Taking the Helm: Finding the ‘Gold’ in the Fractures of the NHS
- Stuart Mills
- Apr 24
- 3 min read
I spent yesterday at the 2026 HELM Forum, sitting at the intersection of two worlds.
In one world, I am a transformational change leader with decades of experience in commercial sectors, thinking deeply about Humanocracy and the Change-Maker Model (Starter, Connector, Doer). In the other world - the one that has occupied the last nine months of my life - I am a patient.
Following gallbladder surgery and subsequent complexities, I’ve navigated a carousel of A&E triages, specialist hospitals, and local wards. I have seen the sacred canopy of care at its most brilliant: the incredible skill of professionals from across the globe working within our NHS. But I have also seen the breakpoints. I’ve felt the frustration of waiting hours for triage as an existing case, and I’ve seen the exhaustion in the eyes of staff desperate for a holiday while working double shifts.
As I listened to the speakers at the HELM Forum, I couldn't help but feel that my lived experience as a patient was the ultimate high-signal data point for the leadership theories being discussed.
The Age of Agency: Where is the Patient?
Prof. Gary Hamel opened the day with a sledgehammer to bureaucracy, challenging us to reinvent leadership for the Age of Agency. He noted a striking paradox: in our private lives, we have unprecedented agency over our careers and fashions, yet the moment we enter the workforce - or, I would argue, the hospital - that agency is stripped away.
While the room buzzed with ideas about empowering employees to be resourceful rather than just resources, I noticed a gap. There was a lack of conversation around the responsibility and role of the patient. If we are truly to move from a Command and Control model to a Regenerative one, the patient cannot remain a passive recipient of care.
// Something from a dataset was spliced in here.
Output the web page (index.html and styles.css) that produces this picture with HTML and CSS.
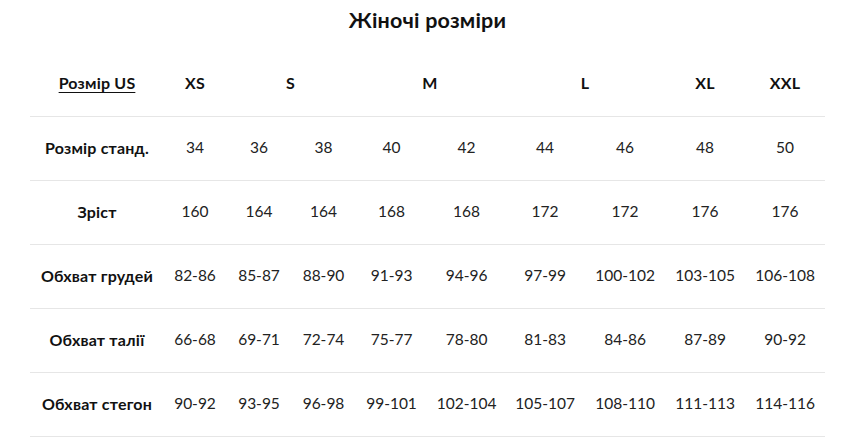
FILE: index.html
```html
<!DOCTYPE html>
<html lang="uk">
<head>
<meta charset="utf-8">
<title>Жіночі розміри</title>
<link rel="stylesheet" href="styles.css">
</head>
<body>
<div class="page">
  <h1 class="title">Жіночі розміри</h1>
  <table class="sizes">
    <colgroup>
      <col class="c-label"><col class="c1"><col class="c2"><col class="c3"><col class="c4"><col class="c5"><col class="c6"><col class="c7"><col class="c8"><col class="c9">
    </colgroup>
    <thead>
      <tr>
        <th class="label"><u>Розмір US</u></th>
        <th>XS</th>
        <th colspan="2">S</th>
        <th colspan="2">M</th>
        <th colspan="2">L</th>
        <th>XL</th>
        <th>XXL</th>
      </tr>
    </thead>
    <tbody>
      <tr><th class="label">Розмір станд.</th><td>34</td><td>36</td><td>38</td><td>40</td><td>42</td><td>44</td><td>46</td><td>48</td><td>50</td></tr>
      <tr><th class="label">Зріст</th><td>160</td><td>164</td><td>164</td><td>168</td><td>168</td><td>172</td><td>172</td><td>176</td><td>176</td></tr>
      <tr><th class="label">Обхват грудей</th><td>82-86</td><td>85-87</td><td>88-90</td><td>91-93</td><td>94-96</td><td>97-99</td><td>100-102</td><td>103-105</td><td>106-108</td></tr>
      <tr><th class="label">Обхват талії</th><td>66-68</td><td>69-71</td><td>72-74</td><td>75-77</td><td>78-80</td><td>81-83</td><td>84-86</td><td>87-89</td><td>90-92</td></tr>
      <tr><th class="label">Обхват стегон</th><td>90-92</td><td>93-95</td><td>96-98</td><td>99-101</td><td>102-104</td><td>105-107</td><td>108-110</td><td>111-113</td><td>114-116</td></tr>
    </tbody>
  </table>
</div>
</body>
</html>
```
FILE: styles.css
```css
html, body {
  margin: 0;
  padding: 0;
  background: #ffffff;
}
body {
  font-family: Lato, "Noto Sans", sans-serif;
  color: #1a1a1a;
}
.page {
  padding: 0 26px 0 30px;
}
.title {
  margin: 0;
  padding-top: 6px;
  height: 52px;
  box-sizing: border-box;
  text-align: center;
  font-size: 21.5px;
  font-weight: 700;
  line-height: 28px;
  color: #111;
  letter-spacing: 0.2px;
}
.sizes {
  width: 795px;
  border-collapse: collapse;
  table-layout: fixed;
}
.c-label { width: 134px; }
.c1 { width: 62px; }
.c2 { width: 66px; }
.c3 { width: 63px; }
.c4 { width: 73px; }
.c5 { width: 77px; }
.c6, .c7, .c8, .c9 { width: 80px; }
.sizes th, .sizes td {
  height: 64px;
  padding: 0 0 2px 0;
  box-sizing: border-box;
  text-align: center;
  vertical-align: middle;
  border-bottom: 1px solid #e6e6e6;
  white-space: nowrap;
}
.sizes th {
  font-weight: 700;
  font-size: 16px;
  letter-spacing: 0.2px;
  color: #111;
}
.sizes td {
  font-weight: 400;
  color: #222;
  font-size: 15.5px;
}
.sizes u {
  text-decoration-thickness: 1px;
  text-underline-offset: 3px;
}
```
We must be Doers in our own care ecosystem, partners in a system designed to unlock health rather than manage burden.
NHS Culture: Trust is Biological
The statistics shared during the day were sobering. We discussed what might be the largest employee survey in the world, revealing high rates of burnout and bullying. Liza Collins powerfully argued that these aren't just cultural issues; they are biological crises. Bullying and chronic stress rewire the nervous system, creating a state of collapse that patients feel the moment they walk onto a ward.
This is where the concept of Kintsugi Leadership becomes vital. Kintsugi is the Japanese art of repairing broken pottery with gold, making the object stronger and more beautiful for having been broken. The NHS is currently showing its cracks, but those fractures - the burnout, the waiting lists, the triage delays - are precisely where we must apply the gold of relational trust and psychological safety.
Softwiring the Future
Susannah Howard introduced the concept of softwiring our local health systems. Hierarchy fails in the face of complexity; instead, we need the network weaving of the Connector leader to bind the system together through relationships rather than just hardwired contracts.
I saw a vision of what this looks like in Jos De Blok’s Buurtzorg model. By stripping away management layers and trusting 10,000 self-managing nurses, he has managed to reduce demand and lift care to a new level in the Netherlands. It is a reminder that systems create their own demand, and brilliance in nursing - when released from the Accountability Dodge of bureaucracy - can be a world-leading force.
Digital with a Why
It was great to reconnect with James Freed and discuss the reality of digital innovation. The NHS has no shortage of innovative projects, but too often, technology is thrown at a problem without asking Why?.
We need to move beyond efficient inefficiency - the organizational friction that prevents AI from delivering real gains - and focus on User-Centered Design (Patients, Employees etc). Technology must remove the administrative burden, giving clinicians the space to return to the warm welcome and the human interaction that recovery requires.
Closing Reflections: The Path to 2030
The 10-year strategy was mentioned a few times, occasionally with the cynical shrug that follows any political document. But I left the HELM Forum feeling more than just cynical; I felt the Moral Courage of the Starter.
We have the people who care. We have the brilliance of a global workforce. If we can de-bureaucratize ourselves and embrace a system where the patient is a partner and trust is recognized as our primary work, we can make this country one of the healthiest and happiest in the world.
My journey as a patient was difficult, but it has given me a spyglass into what needs to change. Now, it's time for us all to take the helm.